[SCA-Dance] Quadran Pavan
Meredith Courtney
meredith at livingpaper.org
Thu Feb 14 21:13:15 EST 2008
Hi: My current understanding of the pavan is that it is fundamentally a
processional, and that one ornaments it by doing fancier steps, not by
floor pattern.
Regardless of whether you believe the steps for the Quadran pavan result
in an I-beam shape or a square shape, it does appear to be a processional
dance that doesn't process anywhere. Years ago, I had a ***speculation***
that this might have derived from theatrical space constraints, i.e.
presenting a procession during a masque, and there wasn't room to go
anywhere after the procession had formed up. I no longer think that,
partly because it appears that performing a masque on a stage was a pretty
late development. But I do think that the point of pavan is to put
yourself and your partner on display, not to do a dance that is
interesting for its own sake - and I admit that this can be a hard sell to
a group of social dancers who spend most of their time in the 21st
century, some of whom would freak at the idea that anyone was actually
Looking At them. While rehearsing our masque last year, I had the
Goddesses dancing the pavan as a stage presence exercise, and I *think*
that worked pretty well. ("You're Goddesses! Dance like you own the
continent! OK, <X> owns at least the surrounding 5 states ...")

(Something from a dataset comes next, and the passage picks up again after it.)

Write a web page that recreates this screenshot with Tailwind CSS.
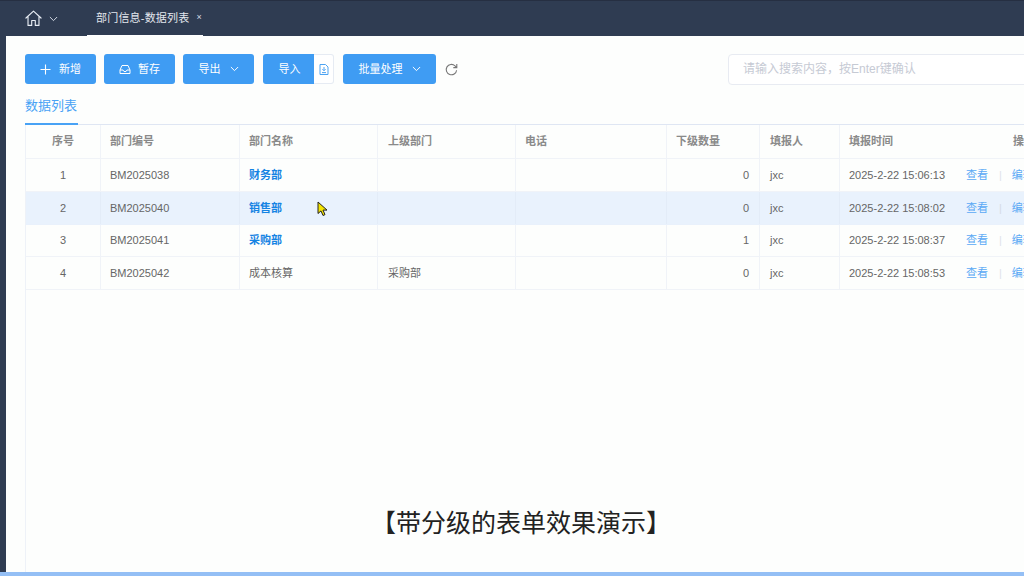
<!DOCTYPE html>
<html lang="zh-CN">
<head>
    <meta charset="UTF-8" />
    <meta name="viewport" content="width=device-width, initial-scale=1.0" />
    <script src="https://cdn.jsdelivr.net/npm/@tailwindcss/browser@4"></script>
    <title>部门信息-数据列表</title>
</head>
<body class="relative w-[1024px] h-[576px] overflow-hidden bg-[#2f3c52] font-['Liberation_Sans','Noto_Sans_CJK_SC',sans-serif]">
    <!-- top bar -->
    <div class="h-[36px] flex border-t border-[#262f42] border-b-[#4a5568]">
        <div class="flex items-center pl-[25px] w-[87px] gap-[7px]">
            <svg class="w-[17px] h-[17px] text-[#e8edf4]" viewBox="0 0 18 18" fill="none" stroke="currentColor" stroke-width="1.2" stroke-linejoin="round" stroke-linecap="round">
                <path d="M1 8.5 9 1.2l8 7.3M3.2 7v9.3h3.9v-5.2h3.8v5.2h3.9V7" />
            </svg>
            <svg class="w-[9px] h-[6px] text-[#d5dbe5]" viewBox="0 0 10 6" fill="none" stroke="currentColor" stroke-width="1.1"><path d="M1 .8l4 4 4-4" /></svg>
        </div>
        <div class="w-[116px] h-[35px] border-b-[1px] border-white flex items-center pl-[9px] text-[11px] text-[#e3e7ee] gap-[7px]">
            <span class="tracking-[0.2px]">部门信息-数据列表</span>
            <span class="text-[9px] text-[#d5dbe5]">×</span>
        </div>
    </div>

    <!-- main panel -->
    <div class="absolute left-[6px] top-[36px] w-[1018px] h-[536px] bg-[#fdfefd]">
        <div class="flex items-center h-[30px] ml-[19px] mt-[18px] absolute top-0 left-0 w-[999px]">
            <button class="shrink-0 w-[71px] h-[30px] rounded-[3px] bg-[#3f9cf3] text-white text-[11px] flex items-center justify-center gap-[8px]">
                <svg class="w-[11px] h-[11px]" viewBox="0 0 11 11" stroke="currentColor" stroke-width="1.1"><path d="M5.5.5v10M.5 5.5h10" /></svg>
                新增
            </button>
            <button class="shrink-0 ml-[8px] w-[71px] h-[30px] rounded-[3px] bg-[#3f9cf3] text-white text-[11px] flex items-center justify-center gap-[7px]">
                <svg class="w-[12px] h-[11px]" viewBox="0 0 12 11" fill="none" stroke="currentColor" stroke-width="1"><path d="M1 6l2-4.5h6L11 6v3.5H1zM1 6h3l1 1.5h2L8 6h3" /></svg>
                暂存
            </button>
            <button class="shrink-0 ml-[8px] w-[71px] h-[30px] rounded-[3px] bg-[#3f9cf3] text-white text-[11px] flex items-center justify-center gap-[9px]">
                导出
                <svg class="w-[9px] h-[6px]" viewBox="0 0 10 6" fill="none" stroke="currentColor" stroke-width="1.1"><path d="M1 .8l4 4 4-4" /></svg>
            </button>
            <div class="shrink-0 ml-[9px] flex h-[30px]">
                <button class="w-[51px] h-[30px] rounded-l-[3px] bg-[#3f9cf3] text-white text-[11px] pl-[2px]">导入</button>
                <button class="w-[20px] h-[30px] rounded-r-[3px] border border-l-0 border-[#e6ebf3] bg-white flex items-center justify-center">
                    <svg class="w-[10px] h-[11px] text-[#4da3f2]" viewBox="0 0 10 11" fill="none" stroke="currentColor" stroke-width="1"><path d="M1 .5h5.5L9 3v7.5H1z" /><path d="M5 3v3.4M3.4 5.2 5 6.8l1.6-1.6M3 8.6h4" /></svg>
                </button>
            </div>
            <button class="shrink-0 ml-[9px] w-[93px] h-[30px] rounded-[3px] bg-[#3f9cf3] text-white text-[11px] flex items-center justify-center gap-[9px]">
                批量处理
                <svg class="w-[9px] h-[6px]" viewBox="0 0 10 6" fill="none" stroke="currentColor" stroke-width="1.1"><path d="M1 .8l4 4 4-4" /></svg>
            </button>
            <svg class="shrink-0 ml-[9px] w-[13px] h-[13px] text-[#777]" viewBox="0 0 13 13" fill="none" stroke="currentColor" stroke-width="1.1"><path d="M11.6 7.2A5.2 5.2 0 1 1 10 2.8l1.6 1.6M11.8 1v3.6H8.3" /></svg>
            <div class="shrink-0 ml-[270px] w-[300px] h-[31px] rounded-[4px] border border-[#e8ebf2] bg-white flex items-center pl-[14px] text-[12px] text-[#c6cad4]">请输入搜索内容，按Enter键确认</div>
        </div>

        <!-- tab title -->
        <div class="absolute left-[19px] top-[60px] w-[999px] h-[29px] border-b border-[#dfe6f3] flex">
            <span class="w-[53px] h-[29px] shrink-0 border-b-2 border-[#48a2f5] text-[13px] leading-[20px] text-[#48a2f5]">数据列表</span>
        </div>

        <!-- table -->
        <div class="absolute left-[19px] top-[89px] w-[999px] h-[447px] border-l border-[#eef2f8] text-[11px] text-[#666]">
            <div class="grid grid-cols-[75px_139px_138px_138px_151px_93px_80px_117px_70px] h-[34px] border-b border-[#f0f3f8] items-center font-bold text-[#8a8a8a]">
                <div class="h-full flex items-center justify-center border-r border-[#f0f3f8]">序号</div>
                <div class="h-full flex items-center pl-[9px] border-r border-[#f0f3f8]">部门编号</div>
                <div class="h-full flex items-center pl-[9px] border-r border-[#f0f3f8]">部门名称</div>
                <div class="h-full flex items-center pl-[10px] border-r border-[#f0f3f8]">上级部门</div>
                <div class="h-full flex items-center pl-[9px] border-r border-[#f0f3f8]">电话</div>
                <div class="h-full flex items-center pl-[9px] border-r border-[#f0f3f8]">下级数量</div>
                <div class="h-full flex items-center pl-[10px] border-r border-[#f0f3f8]">填报人</div>
                <div class="h-full flex items-center pl-[9px]">填报时间</div>
                <div class="h-full flex items-center pl-[56px] whitespace-nowrap">操作</div>
            </div>

            <div class="grid grid-cols-[75px_139px_138px_138px_151px_93px_80px_117px_70px] h-[33px] border-b border-[#f0f3f8] items-center">
                <div class="h-full flex items-center justify-center border-r border-[#f0f3f8]">1</div>
                <div class="h-full flex items-center pl-[9px] border-r border-[#f0f3f8]">BM2025038</div>
                <div class="h-full flex items-center pl-[9px] border-r border-[#f0f3f8] font-bold text-[#1583e3]">财务部</div>
                <div class="h-full flex items-center pl-[10px] border-r border-[#f0f3f8]"></div>
                <div class="h-full flex items-center pl-[10px] border-r border-[#f0f3f8]"></div>
                <div class="h-full flex items-center justify-end pr-[10px] border-r border-[#f0f3f8]">0</div>
                <div class="h-full flex items-center pl-[10px] border-r border-[#f0f3f8]">jxc</div>
                <div class="h-full flex items-center pl-[9px] whitespace-nowrap">2025-2-22 15:06:13</div>
                <div class="h-full flex items-center pl-[9px] whitespace-nowrap text-[#5aa9f5]">查看<span class="ml-[11px] mr-[10px] text-[#dfe3ea]">|</span>编辑</div>
            </div>

            <div class="grid grid-cols-[75px_139px_138px_138px_151px_93px_80px_117px_70px] h-[33px] border-b border-[#e9f1fc] items-center bg-[#e9f2fd]">
                <div class="h-full flex items-center justify-center border-r border-[#e3ecf8]">2</div>
                <div class="h-full flex items-center pl-[9px] border-r border-[#e3ecf8]">BM2025040</div>
                <div class="h-full flex items-center pl-[9px] border-r border-[#e3ecf8] font-bold text-[#1583e3]">销售部</div>
                <div class="h-full flex items-center pl-[10px] border-r border-[#e3ecf8]"></div>
                <div class="h-full flex items-center pl-[10px] border-r border-[#e3ecf8]"></div>
                <div class="h-full flex items-center justify-end pr-[10px] border-r border-[#e3ecf8]">0</div>
                <div class="h-full flex items-center pl-[10px] border-r border-[#e3ecf8]">jxc</div>
                <div class="h-full flex items-center pl-[9px] whitespace-nowrap">2025-2-22 15:08:02</div>
                <div class="h-full flex items-center pl-[9px] whitespace-nowrap text-[#5aa9f5]">查看<span class="ml-[11px] mr-[10px] text-[#d5dbe5]">|</span>编辑</div>
            </div>

            <div class="grid grid-cols-[75px_139px_138px_138px_151px_93px_80px_117px_70px] h-[32px] border-b border-[#f0f3f8] items-center">
                <div class="h-full flex items-center justify-center border-r border-[#f0f3f8]">3</div>
                <div class="h-full flex items-center pl-[9px] border-r border-[#f0f3f8]">BM2025041</div>
                <div class="h-full flex items-center pl-[9px] border-r border-[#f0f3f8] font-bold text-[#1583e3]">采购部</div>
                <div class="h-full flex items-center pl-[10px] border-r border-[#f0f3f8]"></div>
                <div class="h-full flex items-center pl-[10px] border-r border-[#f0f3f8]"></div>
                <div class="h-full flex items-center justify-end pr-[10px] border-r border-[#f0f3f8]">1</div>
                <div class="h-full flex items-center pl-[10px] border-r border-[#f0f3f8]">jxc</div>
                <div class="h-full flex items-center pl-[9px] whitespace-nowrap">2025-2-22 15:08:37</div>
                <div class="h-full flex items-center pl-[9px] whitespace-nowrap text-[#5aa9f5]">查看<span class="ml-[11px] mr-[10px] text-[#dfe3ea]">|</span>编辑</div>
            </div>

            <div class="grid grid-cols-[75px_139px_138px_138px_151px_93px_80px_117px_70px] h-[33px] border-b border-[#f0f3f8] items-center">
                <div class="h-full flex items-center justify-center border-r border-[#f0f3f8]">4</div>
                <div class="h-full flex items-center pl-[9px] border-r border-[#f0f3f8]">BM2025042</div>
                <div class="h-full flex items-center pl-[9px] border-r border-[#f0f3f8]">成本核算</div>
                <div class="h-full flex items-center pl-[10px] border-r border-[#f0f3f8]">采购部</div>
                <div class="h-full flex items-center pl-[10px] border-r border-[#f0f3f8]"></div>
                <div class="h-full flex items-center justify-end pr-[10px] border-r border-[#f0f3f8]">0</div>
                <div class="h-full flex items-center pl-[10px] border-r border-[#f0f3f8]">jxc</div>
                <div class="h-full flex items-center pl-[9px] whitespace-nowrap">2025-2-22 15:08:53</div>
                <div class="h-full flex items-center pl-[9px] whitespace-nowrap text-[#5aa9f5]">查看<span class="ml-[11px] mr-[10px] text-[#dfe3ea]">|</span>编辑</div>
            </div>
        </div>
    </div>

    <!-- bottom bar -->
    <div class="absolute left-0 bottom-0 w-[1024px] h-[4px] bg-[#94bff5]"></div>

    <!-- caption over the recording -->
    <div class="absolute left-[371px] top-[507px] text-[25px] leading-[32px] whitespace-nowrap text-[#222]">【带分级的表单效果演示】</div>

    <!-- mouse pointer -->
    <svg class="absolute left-[317px] top-[201px] w-[12px] h-[16px]" viewBox="0 0 12 16">
        <path d="M1 1v11.5l3-2.6 2 4.6 2-.9-2-4.5h4z" fill="#f4e400" stroke="#222" stroke-width="1" />
    </svg>
</body>
</html>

I don't currently believe this, but there have been times that I thought
it possible that pavan was only sort-of a dance, it was "just" the way you
were supposed to move in certain formal circumstances. (Mostly this
happened at times I was focusing on Arbeau. :) To take a not-very-close
modern analogy, is the movement of fashion models on a runway a dance?
It isn't normal walking (not to my eyes anyway).